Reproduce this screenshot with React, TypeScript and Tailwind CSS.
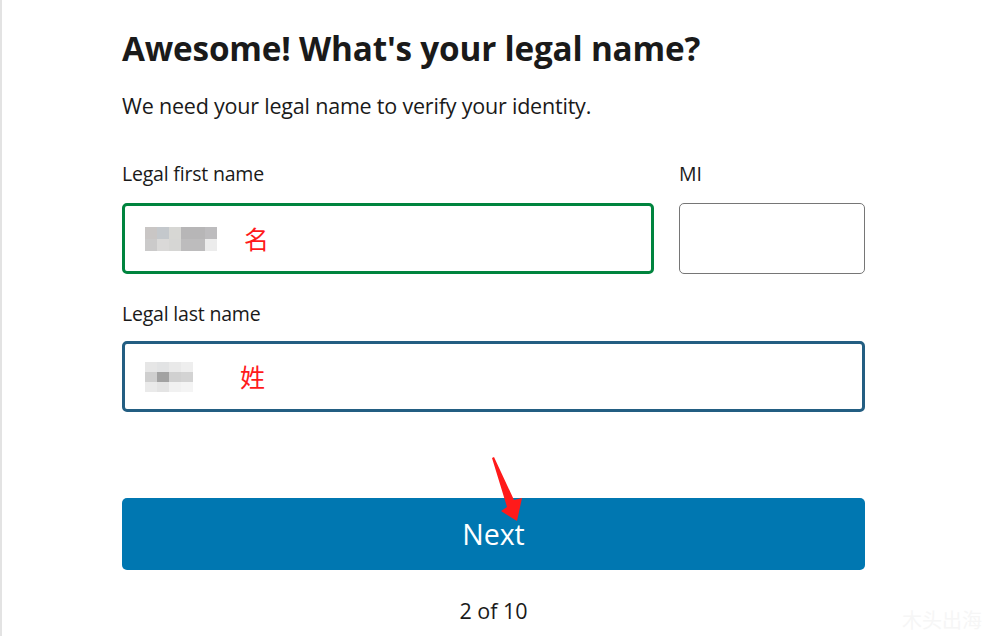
import React from "react";

function Blur({ variant }: { variant: 1 | 2 }) {
  const cells1 = [
    ["#c9c6c5", "#c4c8cc", "#d7d7d4", "#b7b6b7", "#b7b6b7", "#bdbcbe"],
    ["#cbcaca", "#dad9d8", "#d6d6d4", "#bdbcbd", "#bdbcbd", "#ececec"],
  ];
  const cells2 = [
    ["#e6e6e6", "#e2e3e4", "#e9e9e9", "#eeeeee"],
    ["#cfcfcf", "#a2a2a2", "#d0d0d0", "#d3d3d3"],
    ["#eaeaea", "#e4e4e4", "#f1f1f1", "#f4f4f4"],
  ];
  const cells = variant === 1 ? cells1 : cells2;
  return (
    <div className="flex flex-col">
      {cells.map((row, i) => (
        <div key={i} className="flex">
          {row.map((c, j) => (
            <div key={j} className={variant === 1 ? "w-[12px] h-[12px]" : "w-[12px] h-[10px]"} style={{ background: c }} />
          ))}
        </div>
      ))}
    </div>
  );
}

export default function App() {
  return (
    <div
      className="relative w-[986px] h-[636px] bg-white overflow-hidden border-l-2 border-[#e3e3e3] text-[#1a1a1a]"
      style={{ fontFamily: '"Open Sans", "Noto Sans CJK SC", sans-serif' }}
    >
      <div className="ml-[120px] w-[743px] pt-[24px]">
        <h1 className="text-[33.3px] font-bold leading-[48px] tracking-[-0.2px]">Awesome! What's your legal name?</h1>
        <p className="mt-[20px] text-[21.5px] leading-[28px] tracking-[-0.2px]">We need your legal name to verify your identity.</p>

        <div className="mt-[41px] flex gap-[25px]">
          <div className="flex-1 flex flex-col">
            <label className="text-[19.5px] leading-[26px] tracking-[-0.2px]">Legal first name</label>
            <div className="mt-[16px] h-[71px] rounded-[5px] border-[3px] border-[#00843e] flex items-center pl-[20px]">
              <Blur variant={1} />
              <span className="ml-[27px] text-[25px] text-[#ff1a1a]" style={{ fontFamily: '"Noto Sans CJK SC", sans-serif' }}>名</span>
            </div>
          </div>
          <div className="w-[186px] flex flex-col">
            <label className="text-[19.5px] leading-[26px]">MI</label>
            <div className="mt-[16px] h-[71px] rounded-[5px] border-[1.5px] border-[#767676]" />
          </div>
        </div>

        <div className="mt-[27px] flex flex-col">
          <label className="text-[19.5px] leading-[26px] tracking-[-0.2px]">Legal last name</label>
          <div className="mt-[14px] h-[71px] rounded-[5px] border-[3px] border-[#235e82] flex items-center pl-[20px]">
            <Blur variant={2} />
            <span className="ml-[47px] text-[25px] text-[#ff1a1a]" style={{ fontFamily: '"Noto Sans CJK SC", sans-serif' }}>姓</span>
          </div>
        </div>

        <button className="mt-[86px] w-full h-[72px] rounded-[5px] bg-[#0077b1] text-white text-[28.5px] flex items-center justify-center">
          Next
        </button>

        <p className="mt-[26px] text-center text-[21.5px] leading-[30px]">2 of 10</p>
      </div>

      <svg className="absolute left-[480px] top-[450px]" width="50" height="80" viewBox="0 0 50 80">
        <polygon points="10,8 12,7 32,50 40,48 35,71 19,61 25,57" fill="#ff1a1a" />
      </svg>

      <div
        className="absolute right-[4px] bottom-[1px] text-[20px] text-[#f6f6f6]"
        style={{ fontFamily: '"Noto Sans CJK SC", sans-serif' }}
      >
        木头出海
      </div>
    </div>
  );
}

::::

## WRITTEN PROBLEM:
Pictures stay out. Repeat only the lines from the beginning of the data through the line that has "verify your identity.</p>".

## REPLY:
Reproduce this screenshot with React, TypeScript and Tailwind CSS.
import React from "react";

function Blur({ variant }: { variant: 1 | 2 }) {
  const cells1 = [
    ["#c9c6c5", "#c4c8cc", "#d7d7d4", "#b7b6b7", "#b7b6b7", "#bdbcbe"],
    ["#cbcaca", "#dad9d8", "#d6d6d4", "#bdbcbd", "#bdbcbd", "#ececec"],
  ];
  const cells2 = [
    ["#e6e6e6", "#e2e3e4", "#e9e9e9", "#eeeeee"],
    ["#cfcfcf", "#a2a2a2", "#d0d0d0", "#d3d3d3"],
    ["#eaeaea", "#e4e4e4", "#f1f1f1", "#f4f4f4"],
  ];
  const cells = variant === 1 ? cells1 : cells2;
  return (
    <div className="flex flex-col">
      {cells.map((row, i) => (
        <div key={i} className="flex">
          {row.map((c, j) => (
            <div key={j} className={variant === 1 ? "w-[12px] h-[12px]" : "w-[12px] h-[10px]"} style={{ background: c }} />
          ))}
        </div>
      ))}
    </div>
  );
}

export default function App() {
  return (
    <div
      className="relative w-[986px] h-[636px] bg-white overflow-hidden border-l-2 border-[#e3e3e3] text-[#1a1a1a]"
      style={{ fontFamily: '"Open Sans", "Noto Sans CJK SC", sans-serif' }}
    >
      <div className="ml-[120px] w-[743px] pt-[24px]">
        <h1 className="text-[33.3px] font-bold leading-[48px] tracking-[-0.2px]">Awesome! What's your legal name?</h1>
        <p className="mt-[20px] text-[21.5px] leading-[28px] tracking-[-0.2px]">We need your legal name to verify your identity.</p>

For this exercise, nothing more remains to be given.